Building your career in microsteps has the benefit of giving you a sense of independence, says Mark. "You're always in control and self-empowered," he tells CNBC Make It.
And when you are operating from a place of being in control, you will make authentic decisions.
"When it does come time for someone to offer you either money or to offer to purchase your company, you're in the perfect position to know that, 'Well, I have full autonomy. And I can do this without your money or your purchase.' And when you send that signal to people it makes them even want you more," Mark says. "So then you're in the lovely position of a) I can continue to do this thing independently or b) I could bring in this private equity investor, but I don't need them. And when they sense that, that's when you really sort of have the power to continue doing what you really want to do."

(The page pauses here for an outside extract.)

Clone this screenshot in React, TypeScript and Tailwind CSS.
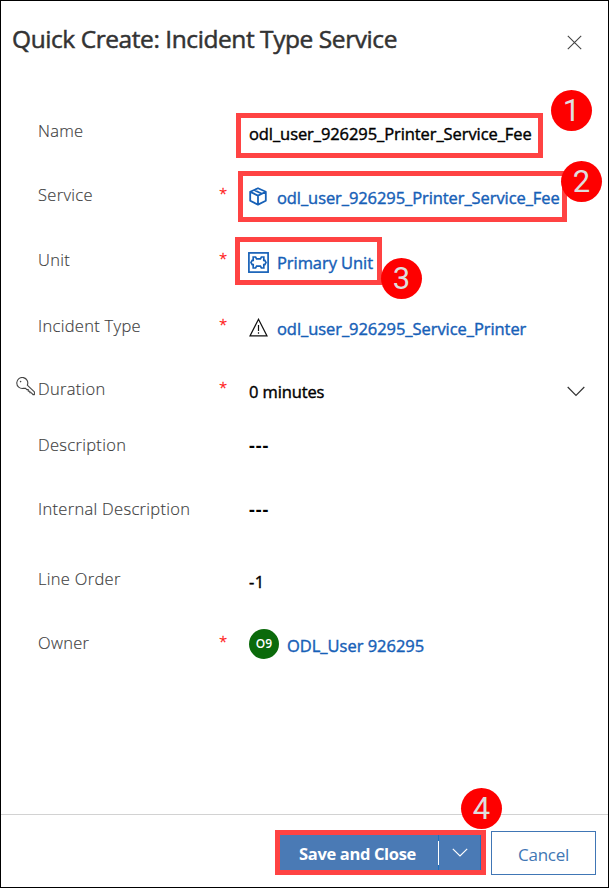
import type { ReactNode } from "react";

const strong = "[-webkit-text-stroke:0.4px_currentColor]";
const linkText = "text-[16.5px] text-[#1660b7] [-webkit-text-stroke:0.4px_currentColor]";

function Field({
  label,
  required = false,
  height,
  icon,
  children,
}: {
  label: string;
  required?: boolean;
  height: string;
  icon?: ReactNode;
  children: ReactNode;
}) {
  return (
    <div className={`flex items-start ${height}`}>
      <div className="flex h-8 w-[37px] shrink-0 items-start justify-end pr-[3px] pt-[4px]">{icon}</div>
      <div className="h-8 w-[180px] shrink-0 whitespace-nowrap text-[16.5px] font-light leading-8 tracking-[0.3px] text-[#3c3c3c] [-webkit-text-stroke:0.15px_currentColor]">
        {label}
      </div>
      <div className="h-8 w-[31px] shrink-0 pl-px text-[15px] font-light leading-[29px] text-[#ff1010] [-webkit-text-stroke:0.3px_currentColor]">
        {required ? "*" : ""}
      </div>
      {children}
    </div>
  );
}

function Value({ children, className = "" }: { children: ReactNode; className?: string }) {
  return <div className={`flex h-8 items-center whitespace-nowrap ${className}`}>{children}</div>;
}

function Badge({ n, className }: { n: number; className: string }) {
  return (
    <div
      className={`absolute flex h-[41px] w-[41px] items-center justify-center rounded-full bg-[#fe0000] font-['Roboto',sans-serif] text-[31px] leading-none text-[#dedede] ${className}`}
    >
      {n}
    </div>
  );
}

function KeyIcon() {
  return (
    <svg width="19" height="19" viewBox="0 0 19 19" fill="none" stroke="#444" strokeWidth="1.1">
      <path d="M11.3 8.200A5.500 5.500 0 1 0 7.200 11.400l2.200-.2 1.400 1.400h1.500v1.600h1.600v1.600h1.500l1.600 1.800h1.400V14.800L11.300 8.200Z" strokeLinejoin="round" />
      <circle cx="4.6" cy="4.6" r="0.8" fill="#444" stroke="none" />
    </svg>
  );
}

function BoxIcon() {
  return (
    <svg width="18" height="19" viewBox="0 0 18 19" fill="none" stroke="#1660b7" strokeWidth="1.8" strokeLinejoin="round">
      <path d="M9 1.200 16.800 4.800v9L9 17.600l-7.800-3.800v-9L9 1.200ZM1.200 4.800 9 8.600l7.800-3.800M9 8.600v9M5.200 3l7.600 3.700" />
    </svg>
  );
}

function UnitIcon() {
  return (
    <svg width="21" height="21" viewBox="0 0 21 21" fill="none" stroke="#1660b7" strokeWidth="1.7">
      <rect x="0.9" y="0.9" width="19.2" height="19.2" />
      <path d="M5.200 5h2.400l1 1.800h3.800l1-1.800h2.400v3.400h1l1.200 2.100-1.200 2.100h-1V16h-2.400l-1-1.800H8.600L7.600 16H5.200v-3.400h-1L3 10.500l1.200-2.100h1V5Z" />
    </svg>
  );
}

function WarningIcon() {
  return (
    <svg width="19" height="19" viewBox="0 0 19 19" fill="none" stroke="#111" strokeWidth="1.2">
      <path d="M9.5 1.3 18 17.9H1L9.5 1.3ZM9.5 7v6M9.5 14.2v1.5" />
    </svg>
  );
}

export default function App() {
  return (
    <div className="relative flex h-[888px] w-[609px] flex-col overflow-hidden border border-black bg-white font-['Open_Sans','Noto_Sans',sans-serif]">
      <header className="flex h-[114px] shrink-0 items-start justify-between pl-[11px] pr-[26px] pt-[22px]">
        <h1 className="whitespace-nowrap text-[24.5px] leading-8 tracking-[-0.43px] text-[#333] [-webkit-text-stroke:0.5px_currentColor]">
          Quick Create: Incident Type Service
        </h1>
        <svg className="mt-[12px]" width="15" height="15" viewBox="0 0 15 15" stroke="#444" strokeWidth="1.1">
          <path d="m.8.8 13.4 13.4M14.2.8.8 14.2" />
        </svg>
      </header>

      <main className="min-h-0 flex-1">
        <Field label="Name" height="h-16">
          <Value className={`mt-[3px] text-[16.5px] tracking-[-0.08px] text-black ${strong}`}>
            odl_user_926295_Printer_Service_Fee
          </Value>
        </Field>
        <Field label="Service" required height="h-[65px]">
          <Value className="mt-[3px]">
            <span className="mb-[3px] w-[28px]"><BoxIcon /></span>
            <span className={`${linkText} tracking-[-0.08px]`}>odl_user_926295_Printer_Service_Fee</span>
          </Value>
        </Field>
        <Field label="Unit" required height="h-[66px]">
          <Value className="mt-[3px]">
            <span className="-ml-px mb-[2px] w-[29px]"><UnitIcon /></span>
            <span className={`${linkText} tracking-[-0.06px]`}>Primary Unit</span>
          </Value>
        </Field>
        <Field label="Incident Type" required height="h-[63px]">
          <Value className="mt-[3px]">
            <span className="mb-[4px] w-[28px]"><WarningIcon /></span>
            <span className={`${linkText} tracking-[-0.06px]`}>odl_user_926295_Service_Printer</span>
          </Value>
        </Field>
        <Field label="Duration" required height="h-14" icon={<KeyIcon />}>
          <Value className="mt-[3px] w-[336px] justify-between">
            <span className={`text-[16.5px] tracking-[-0.12px] ${strong}`}>0 minutes</span>
            <svg className="mb-[2px]" width="18" height="11" viewBox="0 0 18 11" fill="none" stroke="#333" strokeWidth="1.2">
              <path d="m.7 1 8.3 8.3L17.3 1" />
            </svg>
          </Value>
        </Field>
        <Field label="Description" height="h-16">
          <Value className="text-[18px] font-bold tracking-[0.9px]">---</Value>
        </Field>
        <Field label="Internal Description" height="h-[70px]">
          <Value className="text-[18px] font-bold tracking-[0.9px]">---</Value>
        </Field>
        <Field label="Line Order" height="h-16">
          <Value className={`mt-[3px] text-[16.5px] tracking-[0.5px] ${strong}`}>-1</Value>
        </Field>
        <Field label="Owner" required height="h-16">
          <Value className="mt-[3px]">
            <span className="mb-[4px] mr-[8px] flex h-[30px] w-[30px] items-center justify-center rounded-full bg-[#0b6a0b] text-[12px] font-semibold text-white">
              O9
            </span>
            <span className={`${linkText} tracking-[-0.02px]`}>ODL_User 926295</span>
          </Value>
        </Field>
      </main>

      <footer className="flex h-[73px] shrink-0 items-start justify-end gap-[5px] border-t border-[#d2d2d2] pr-3 pt-[15px]">
        <div className="flex h-[45px] w-[211px] border-[5px] border-[#ff4343] bg-[#4a7ab5] text-white">
          <button className="flex w-[159px] items-center justify-center whitespace-nowrap border-r border-[#1e70be] pr-[3px] pt-[3px] text-[16.5px] font-bold tracking-[-0.35px]">
            Save and Close
          </button>
          <button className="flex flex-1 items-center justify-center border-r border-[#1e70be]">
            <svg width="16" height="9" viewBox="0 0 16 9" fill="none" stroke="white" strokeWidth="1.2">
              <path d="m.8.8 7.2 7.2L15.200.8" />
            </svg>
          </button>
        </div>
        <button className="mt-px h-[44px] w-[105px] border border-[#4076b5] pt-[3px] text-[17px] tracking-[-0.3px] text-[#4277b4]">
          Cancel
        </button>
      </footer>

      <div className="absolute left-[437px] top-[840px] h-[24px] w-px bg-white" />
      <div className="absolute left-[235px] top-[112px] h-[45px] w-[307px] border-[5px] border-[#ff4343]" />
      <div className="absolute left-[237px] top-[170px] h-[51px] w-[329px] border-[5px] border-[#ff4343]" />
      <div className="absolute left-[234px] top-[236px] h-[48px] w-[147px] border-[5px] border-[#ff4343]" />
      <Badge n={1} className="left-[550px] top-[89px]" />
      <Badge n={2} className="left-[560px] top-[160px]" />
      <Badge n={3} className="left-[380px] top-[257px]" />
      <Badge n={4} className="left-[460px] top-[787px]" />
    </div>
  );
}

Mark Duplass says the other benefit is that anyone can use this strategy, even those who are, like the Duplass Brothers were decades ago, small fish in a big pond.
"The reason I recommend this sort of microbrick campaign of just building it one step by one step is that it's the only thing I know how to do. And I find that most people who are looking for advice were in the same position that I was in — from nowhere, no connections, didn't feel particularly intelligent, well spoken, or good looking, just swimming around in the land of the B-minus with no connections and no one to help me. That's where this advice really plays," Mark tells CNBC Make It.
"If you're graduating top of your class from [University of Southern California] film school and your father's last name is Spielberg, you don't really need to listen to me, but if you're not — and I suspect most of you aren't — I find that self-reliance really is the key."